When Bethany and I started dating we both knew two things — neither of us are “conventional” and both of us had previous relationships.
What we didn’t expect was that the conventional stereotypes we’d learned from our previous relationships might be one of the biggest roadblocks to making it as a couple.
If you had asked either one of us we would have said that we didn’t buy into stereotypes, especially the kind of assumptions people make based on gender. Neither of us believe that men shouldn’t show their emotion, or that women can’t control theirs. Neither of us buy into the idea that men are at the mercy of their carnal urges while women either don’t have them or can maintain a cool head in spite of them. And certainly, neither of us believe that a woman has never yelled at a man while he was sweeping the floor or doing the dishes.
But in the first few years of dating and co-habitation we discovered that there were four subtle, pervasive, and destructive stereotypes we did believe in, because we’d experienced them in previous relationships so we had gotten lulled into thinking our assumptions were based on experience instead of realising that our experiences to date simply followed generally accepted conventions. And these assumptions nearly ended our relationship many times over.
1. A request for communication is not a bid for control.

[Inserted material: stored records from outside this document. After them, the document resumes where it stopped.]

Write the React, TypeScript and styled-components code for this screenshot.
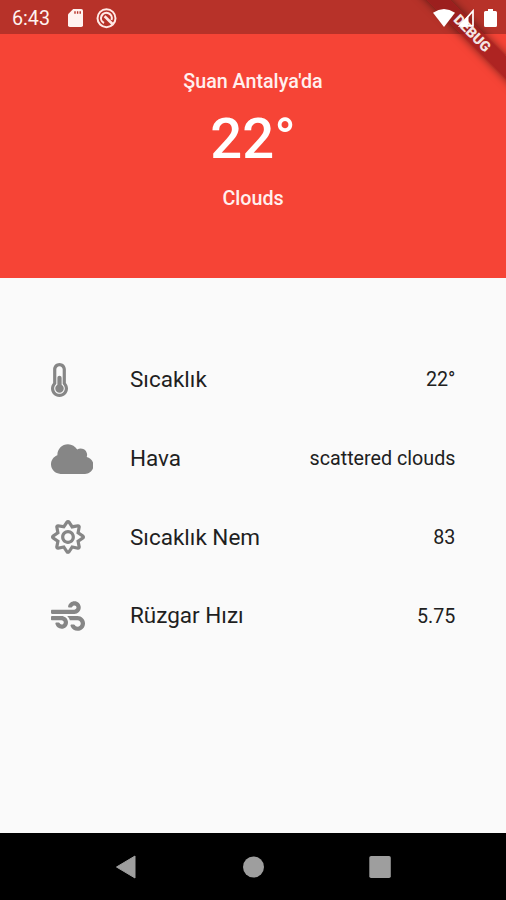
import React from "react";
import styled, { createGlobalStyle } from "styled-components";
import { FaCloud, FaRegSun, FaWind } from "react-icons/fa";

const GlobalStyle = createGlobalStyle`
  * { box-sizing: border-box; }
  body { margin: 0; font-family: Roboto, sans-serif; }
`;

const Screen = styled.div`
  position: relative;
  display: flex;
  flex-direction: column;
  width: 506px;
  height: 900px;
  overflow: hidden;
  background: #fafafa;
`;

const StatusBar = styled.header`
  display: flex;
  align-items: center;
  justify-content: space-between;
  height: 34px;
  flex: none;
  padding: 2px 9px 0 12px;
  background: #b73229;
  color: #fff;
`;

const StatusGroup = styled.div<{ $front?: boolean }>`
  display: flex;
  align-items: center;
  position: relative;
  z-index: ${(p) => (p.$front ? 2 : 0)};
`;

const Clock = styled.span`
  width: 56px;
  padding-top: 2px;
  font-size: 19.7px;
  line-height: 30px;
  color: #fff2f0;
`;

const Glyph = styled.svg<{ $gap?: number }>`
  display: block;
  flex: none;
  margin-left: ${(p) => p.$gap ?? 0}px;
`;

const RibbonClip = styled.div`
  position: absolute;
  inset: 0 0 auto auto;
  width: 110px;
  height: 110px;
  overflow: hidden;
  z-index: 1;
`;

const Ribbon = styled.div`
  position: absolute;
  top: 25.3px;
  right: -46.2px;
  width: 160px;
  height: 17px;
  transform: rotate(45deg);
  background: rgba(146, 24, 26, 0.72);
  box-shadow: 0 0 8px rgba(0, 0, 0, 0.5);
  color: #f4e4e3;
  font-size: 14.3px;
  font-weight: 900;
  line-height: 17px;
  text-align: center;
`;

const Hero = styled.section`
  display: flex;
  flex-direction: column;
  align-items: center;
  flex: none;
  height: 244px;
  padding-top: 35px;
  background: #f64436;
  color: #fff;
`;

const Caption = styled.div`
  font-size: 19.7px;
  font-weight: 500;
  line-height: 26px;
  color: #fff0ee;
`;

const Temperature = styled.div`
  font-size: 56.25px;
  font-weight: 500;
  line-height: 66px;
  margin: 11px 0 13.5px;
`;

const Details = styled.ul`
  flex: 1;
  margin: 0;
  padding: 62.5px 50.6px 0;
  list-style: none;
`;

const Row = styled.li`
  display: flex;
  align-items: center;
  height: 78.75px;
`;

const Leading = styled.span<{ $iconWidth: number }>`
  display: flex;
  width: 79.4px;
  color: #868686;
  svg {
    height: 34px;
    width: ${(p) => p.$iconWidth}px;
  }
`;

const Label = styled.span`
  flex: 1;
  font-size: 22.5px;
  line-height: 30px;
  padding-bottom: 1.5px;
  color: #1f1f1f;
`;

const Value = styled.span`
  font-size: 19.7px;
  line-height: 30px;
  padding-top: 1px;
  color: #202020;
`;

const NavBar = styled.nav`
  display: flex;
  align-items: center;
  justify-content: space-between;
  flex: none;
  height: 67px;
  padding: 0 115px;
  background: #000;
`;

const Thermometer = () => (
  <svg viewBox="0 0 256 512" fill="currentColor">
    <path d="M192 384c0 35.346-28.654 64-64 64s-64-28.654-64-64c0-23.685 12.876-44.349 32-55.417V224c0-17.673 14.327-32 32-32s32 14.327 32 32v104.583c19.124 11.068 32 31.732 32 55.417zm32-84.653c19.912 22.563 32 52.194 32 84.653 0 70.696-57.303 128-128 128-.299 0-.609-.001-.909-.003C56.789 511.509-.357 453.636.002 383.333.166 351.135 12.229 321.755 32 299.347V96c0-53.019 42.981-96 96-96s96 42.981 96 96v203.347zM208 384c0-34.339-19.37-52.19-32-66.502V96c0-26.467-21.533-48-48-48S80 69.533 80 96v221.498c-12.732 14.428-31.825 32.1-31.999 66.08-.224 43.876 35.563 80.116 79.423 80.42L128 464c44.112 0 80-35.888 80-80z" />
  </svg>
);

const readings = [
  { icon: <Thermometer />, width: 17, label: "Sıcaklık", value: "22°" },
  { icon: <FaCloud />, width: 42.5, label: "Hava", value: "scattered clouds" },
  { icon: <FaRegSun />, width: 34, label: "Sıcaklık Nem", value: "83" },
  { icon: <FaWind />, width: 34, label: "Rüzgar Hızı", value: "5.75" },
];

export default function App() {
  return (
    <>
      <GlobalStyle />
      <Screen>
        <StatusBar>
          <StatusGroup>
            <Clock>6:43</Clock>
            <Glyph width="15" height="18" viewBox="0 0 15 18">
              <path d="M5.2 0H13.2Q15 0 15 1.8V16.2Q15 18 13.2 18H1.8Q0 18 0 16.2V5.2Z" fill="#fff2f0" />
              <path d="M7 2.2v2.6M9.600 2.2v2.6M12.200 2.2v2.6" stroke="#b73229" strokeWidth="1.4" />
            </Glyph>
            <Glyph $gap={13} width="21" height="21" viewBox="0 0 21 21" fill="none" stroke="#ffe9e6">
              <circle cx="10.5" cy="10.2" r="9" strokeWidth="2" />
              <path d="M8 15A5.4 5.4 0 1 1 15.500 12" strokeWidth="2.1" />
              <path d="M8.6 8.300L17 16.500" strokeWidth="2.6" />
            </Glyph>
          </StatusGroup>
          <StatusGroup $front>
            <Glyph width="22" height="18" viewBox="0 0 22 18">
              <path d="M0 3.8Q11 -3.6 22 3.8L11 18Z" fill="#fff" />
            </Glyph>
            <Glyph $gap={3} width="17" height="18" viewBox="0 0 17 18">
              <path d="M15 2V16.800H1.8Z" fill="none" stroke="#fff" strokeWidth="1.7" />
              <path d="M1 17.600L10.500 6V17.600Z" fill="#fff" />
            </Glyph>
            <Glyph $gap={9} width="13" height="18" viewBox="0 0 13 18">
              <path d="M4 0h5v2h2.5Q13 2 13 3.5v13Q13 18 11.5 18h-10Q0 18 0 16.500v-13Q0 2 1.500 2H4Z" fill="#fff" />
            </Glyph>
          </StatusGroup>
        </StatusBar>
        <RibbonClip>
          <Ribbon>DEBUG</Ribbon>
        </RibbonClip>
        <Hero>
          <Caption>Şuan Antalya'da</Caption>
          <Temperature>22°</Temperature>
          <Caption>Clouds</Caption>
        </Hero>
        <Details>
          {readings.map((r) => (
            <Row key={r.label}>
              <Leading $iconWidth={r.width}>{r.icon}</Leading>
              <Label>{r.label}</Label>
              <Value>{r.value}</Value>
            </Row>
          ))}
        </Details>
        <NavBar>
          <Glyph width="21" height="24" viewBox="0 0 21 24">
            <path d="M20 1V23L1.500 12Z" fill="#9e9e9e" stroke="#9e9e9e" strokeLinejoin="round" />
          </Glyph>
          <Glyph width="22" height="22" viewBox="0 0 22 22">
            <circle cx="11.500" cy="11" r="10.500" fill="#9e9e9e" />
          </Glyph>
          <Glyph width="22" height="22" viewBox="0 0 22 22">
            <rect x="0.300" width="21.500" height="22" rx="1.800" fill="#9e9e9e" />
          </Glyph>
        </NavBar>
      </Screen>
    </>
  );
}
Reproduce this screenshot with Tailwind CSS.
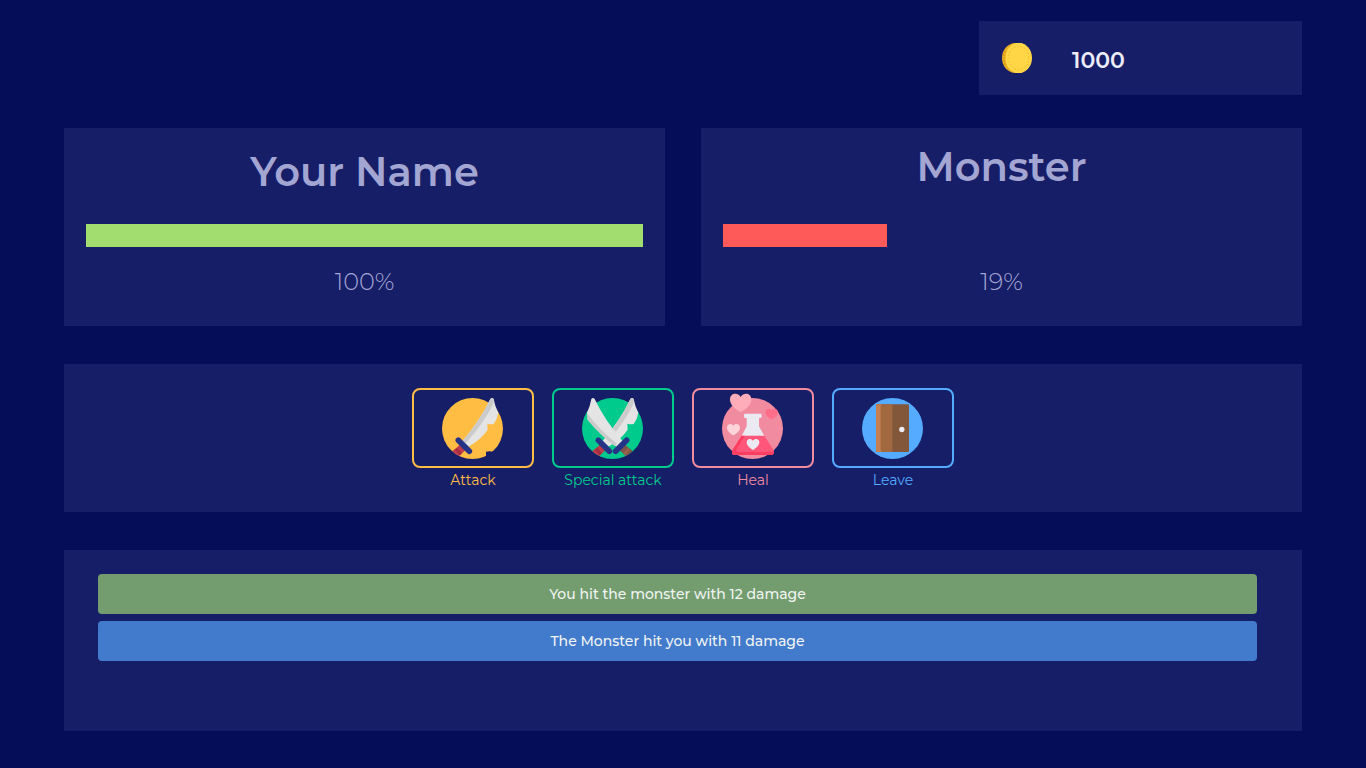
<!DOCTYPE html>
<html lang="en">
<head>
<meta charset="utf-8">
<meta name="viewport" content="width=device-width, initial-scale=1">
<title>Monster Battle</title>
<script src="https://cdn.jsdelivr.net/npm/@tailwindcss/browser@4"></script>
</head>
<body class="min-h-screen bg-[#050c58] font-['Montserrat','Inter',sans-serif] text-[#a3a5d2] antialiased">
<main class="flex flex-col px-16 pt-[21px] pb-9">
  <header class="flex justify-end">
    <div class="flex h-[74px] w-full max-w-[323px] items-center gap-10 bg-[#171e68] px-[23px]">
      <svg class="size-[30px]" viewBox="0 0 90 90" aria-hidden="true">
        <path d="M38 0C14 3 0 22 0 45C0 68 14 87 38 90H52V0Z" fill="#e9b021"/>
        <path d="M3 36h10M2 45h10M3 54h10M6 63h9M6 27h9" stroke="#cf9414" stroke-width="3"/>
        <ellipse cx="50" cy="45" rx="40" ry="46" fill="#ffd646"/>
        <ellipse cx="50" cy="45" rx="31" ry="35" fill="none" stroke="#efb62b" stroke-width="3" stroke-dasharray="4 6"/>
      </svg>
      <span class="pt-1 text-[22px] font-semibold text-[#ececf6]">1000</span>
    </div>
  </header>

  <section class="mt-[33px] grid grid-cols-2 gap-9 text-center">
    <article class="bg-[#171e68] px-[22px] pt-4 pb-6">
      <h1 class="text-[40px] leading-14 font-semibold">Your Name</h1>
      <div class="mt-6 h-[23px]"><div class="h-full bg-[#a2dd70]" style="width:100%"></div></div>
      <p class="mt-[15px] text-2xl leading-10 font-light">100%</p>
    </article>
    <article class="bg-[#171e68] px-[22px] pt-[11px] pb-6">
      <h1 class="text-[40px] leading-14 font-semibold">Monster</h1>
      <div class="mt-[29px] h-[23px]"><div class="h-full bg-[#ff5a5a]" style="width:29.5%"></div></div>
      <p class="mt-[15px] text-2xl leading-10 font-light">19%</p>
    </article>
  </section>

  <section class="mt-[38px] flex flex-wrap justify-center gap-[18px] bg-[#171e68] pt-6 pb-5 text-center text-sm leading-6">
    <div class="w-[122px] text-[#ffbd43]">
      <button type="button" aria-labelledby="l-attack" class="flex h-20 w-full items-center justify-center rounded-lg border-2 border-current">
        <svg class="size-[68px] overflow-visible" viewBox="102 42 204 204" aria-hidden="true">
          <clipPath id="disc"><circle cx="202.5" cy="145.5" r="91.5"/></clipPath>
          <circle cx="202.5" cy="145.5" r="91.5" fill="#ffbd43"/>
          <path d="M243 240V215Q256 212 262 215H275V240Z" fill="#171e68"/>
          <path d="M256 57Q261 51 266 57Q270 80 280 98Q277 118 266 132Q257 134 247 131L248 149Q230 177 190 200L172 184Q226 120 256 57Z" fill="#e4e4e4"/>
          <path d="M256 57Q261 51 266 57L266 70Q235 132 181 191L172 184Q226 120 256 57Z" fill="#cbcbcb"/>
          <g clip-path="url(#disc)"><path d="M165 194L181 211L158 232L138 217Z" fill="#c03a4c"/><path d="M157 203L171 220L164 227L150 209Z" fill="#a32f42"/></g>
          <path d="M160 181L193 214" stroke="#263488" stroke-width="17" stroke-linecap="round"/>
        </svg>
      </button>
      <span id="l-attack">Attack</span>
    </div>
    <div class="w-[122px] text-[#00cb8c]">
      <button type="button" aria-labelledby="l-special" class="flex h-20 w-full items-center justify-center rounded-lg border-2 border-current">
        <svg class="size-[68px] overflow-visible" viewBox="102 42 204 204" aria-hidden="true">
          <circle cx="202.5" cy="145.5" r="91.5" fill="#00cb8c"/>
          <path d="M256 57Q261 51 266 57Q270 80 280 98Q277 118 266 132Q257 134 247 131L248 149Q230 177 190 200L172 184Q226 120 256 57Z" fill="#e4e4e4"/>
          <path d="M256 57Q261 51 266 57L266 70Q245 115 212 156L203 145Q236 101 256 57Z" fill="#cbcbcb"/>
          <path d="M149 57Q144 51 139 57Q135 80 126 98L128 119Q165 165 215 200L233 184Q179 120 149 57Z" fill="#e4e4e4"/>
          <path d="M126 98L128 119Q165 165 209 198L216 191Q160 147 126 98Z" fill="#cbcbcb"/>
          <g clip-path="url(#disc)"><path d="M165 194L181 211L158 232L138 217Z" fill="#c03a4c"/><path d="M157 203L171 220L164 227L150 209Z" fill="#a32f42"/><path d="M240 194L224 211L247 232L267 217Z" fill="#7f5547"/><path d="M248 203L234 220L241 227L255 209Z" fill="#94624c"/></g>
          <path d="M160 181L193 214M245 181L212 214" stroke="#263488" stroke-width="17" stroke-linecap="round"/>
        </svg>
      </button>
      <span id="l-special">Special attack</span>
    </div>
    <div class="w-[122px] text-[#f08ba0]">
      <button type="button" aria-labelledby="l-heal" class="flex h-20 w-full items-center justify-center rounded-lg border-2 border-current">
        <svg class="size-[68px] overflow-visible" viewBox="102 42 204 204" aria-hidden="true">
          <circle cx="202.5" cy="145.5" r="91.5" fill="#f08ba0"/>
          <path d="M185 112H222V139L238 168H170L185 139Z" fill="#ebe9f1"/>
          <rect x="177" y="101" width="53" height="13" rx="4" fill="#ebe9f1"/>
          <path d="M170 167H238L266 211Q269 225 259 225H149Q138 225 142 211Z" fill="#ff5679"/>
          <path d="M170 167L142 211Q138 225 149 225H259Q266 225 267 216H160Q151 215 155 207L179 167Z" fill="#ff3d61"/>
          <path d="M204 210C194 204 185 196 185 187C185 176 198 174 204 182C210 174 223 176 223 187C223 196 214 204 204 210Z" fill="#ebe9f1"/>
          <path d="M167 96C149 86 135 74 135 59C135 39 158 36 167 51C176 36 199 39 199 59C199 74 185 86 167 96Z" fill="#ffadb8"/>
          <path d="M145 166C135 160 126 152 126 143C126 132 139 128 145 137C151 128 165 132 165 143C165 152 156 160 145 166Z" fill="#ffd3da"/>
          <path d="M260 119C250 113 241 106 241 97C241 86 254 83 260 91C266 83 279 86 279 97C279 106 270 113 260 119Z" fill="#ff6e89"/>
        </svg>
      </button>
      <span id="l-heal">Heal</span>
    </div>
    <div class="w-[122px] text-[#55abff]">
      <button type="button" aria-labelledby="l-leave" class="flex h-20 w-full items-center justify-center rounded-lg border-2 border-current">
        <svg class="size-[68px] overflow-visible" viewBox="102 42 204 204" aria-hidden="true">
          <circle cx="202.5" cy="145.5" r="91.5" fill="#55abff"/>
          <rect x="153" y="73" width="99" height="143" rx="4" fill="#83573a"/>
          <path d="M157 73H202V216H157Q153 216 153 212V77Q153 73 157 73Z" fill="#a2683f"/>
          <path d="M157 73H172Q167 74 167 80V209Q167 215 172 216H157Q153 216 153 212V77Q153 73 157 73Z" fill="#c48052"/>
          <circle cx="230.5" cy="148.5" r="8" fill="#ebe9f1"/>
        </svg>
      </button>
      <span id="l-leave">Leave</span>
    </div>
  </section>

  <section aria-label="Battle log" class="mt-[38px] min-h-[181px] bg-[#171e68] pt-6 pr-[45px] pb-6 pl-[34px]">
    <ul class="flex flex-col gap-[7px] text-center text-sm leading-10 font-medium text-[#f1f4f4]">
      <li class="rounded bg-[#739c6f]">You hit the monster with 12 damage</li>
      <li class="rounded bg-[#427bcb]">The Monster hit you with 11 damage</li>
    </ul>
  </section>
</main>
</body>
</html>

There’s this idea, and we’d both had this in previous relationships, that if a partner wants to know where you are, when you think you’ll be home, or what your schedule looks like for the next day, that it was a way of exerting control. So when Bethany made a habit of keeping me posted about her schedule for the upcoming day, even texting me if she was going to be home later than expected, I tried to reassure her that it wasn’t necessary — I wasn’t interested in controlling her that way. And when she asked me about my schedule, or wanted to know what time I thought I’d be home, I tried not to freak out. But yeah, I was freaking out. Finally, after a lot of discussion and peeling back the layers I realised that, for her, it had nothing to do with control. It was all about coordination and consideration. She’s a writer, which means she can get lost in some story and forget that the rest of the world exists. But she’s in love with me and she wants to be fully present when I’m here. So what she was really asking for was the information she needed in order to arrange her days to be focused on her work when I was gone and be focused on me, on us really, when I was home. No more freaking out. I get a little thrill now when I send her a text that says, “Home in 5.”